Articles
RECONCEPTUALISING RESTORATIVE JUSTICE FOR ABOLITIONIST PURPOSES: PROPOSALS FOR ABOLITIONIST RESTORATIVE JUSTICE IN AOTEAROA/NEW ZEALAND
| Published | 28/10/2025 |
| Type | Article |
| Author(s) | Ti Lamusse |
| Corresponding Authors | |
| DOA | |
| DOI | https://doi.org/10.48411/ypj0-gx07 |
Writing from the settler-colonial context of Aotearoa/New Zealand, this paper grapples with the theoretical tensions between formal and informal responses to harm in a society without prisons. Although often-praised as a Māori-led or inspired response to harm, restorative justice has fundamentally failed to provide a meaningful alternative to imprisonment. As Māori scholars have argued, restorative justice has not delivered Māori self-determination, as guaranteed under Te Tiriti o Waitangi and international law. Despite these failures, this paper interrogates what insights can be gained from the limitations and promises of restorative justice for a justice system without prisons.
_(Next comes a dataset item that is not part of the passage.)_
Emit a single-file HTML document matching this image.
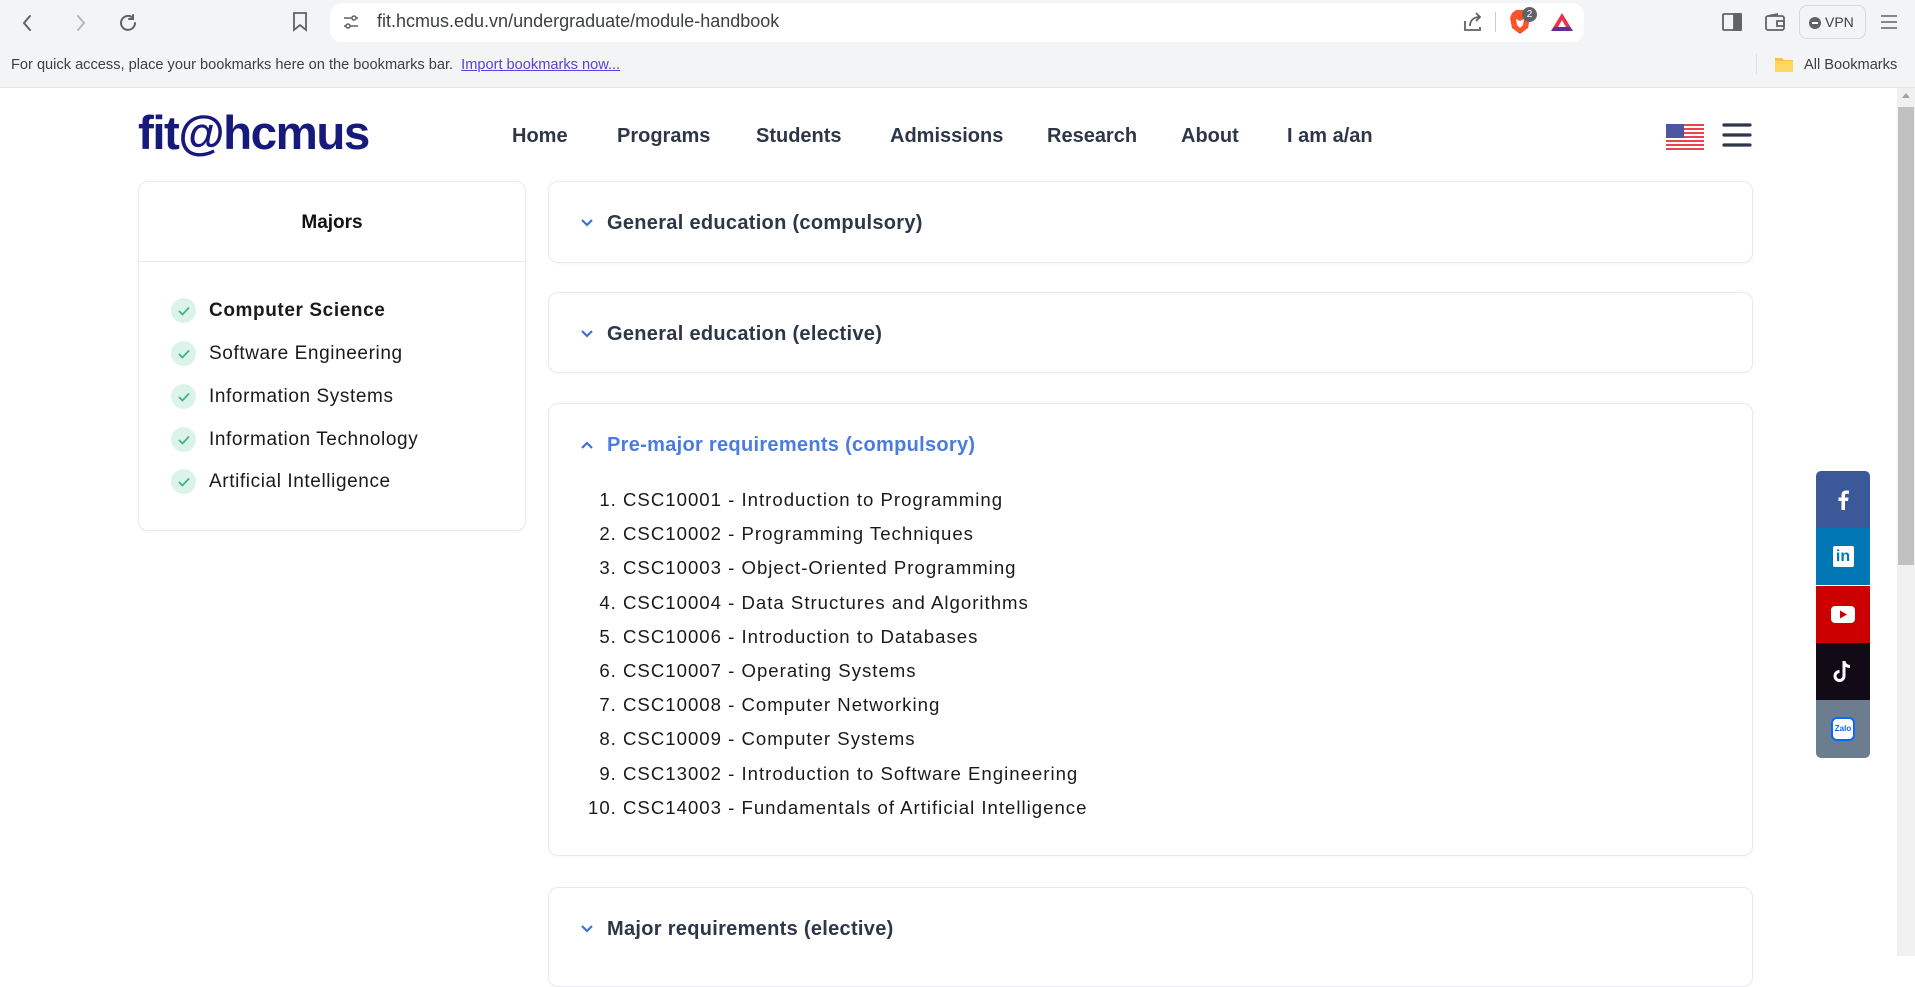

It proposes a fundamental reconceptualisation of restorative justice under the title ‘abolitionist justice’. It advances a conception of the state, formal and informal justice that responds to profound critiques of each, without doing away with either component. In this reconceptualisation of restorative justice for abolitionist purposes, it envisions a role for the state, and formal systems of justice, in underpinning human rights and in redistribution of power and resources. This abolitionist justice approach proposes an integrated system of formal and informal alternatives to prison in which there is no place for incarceration.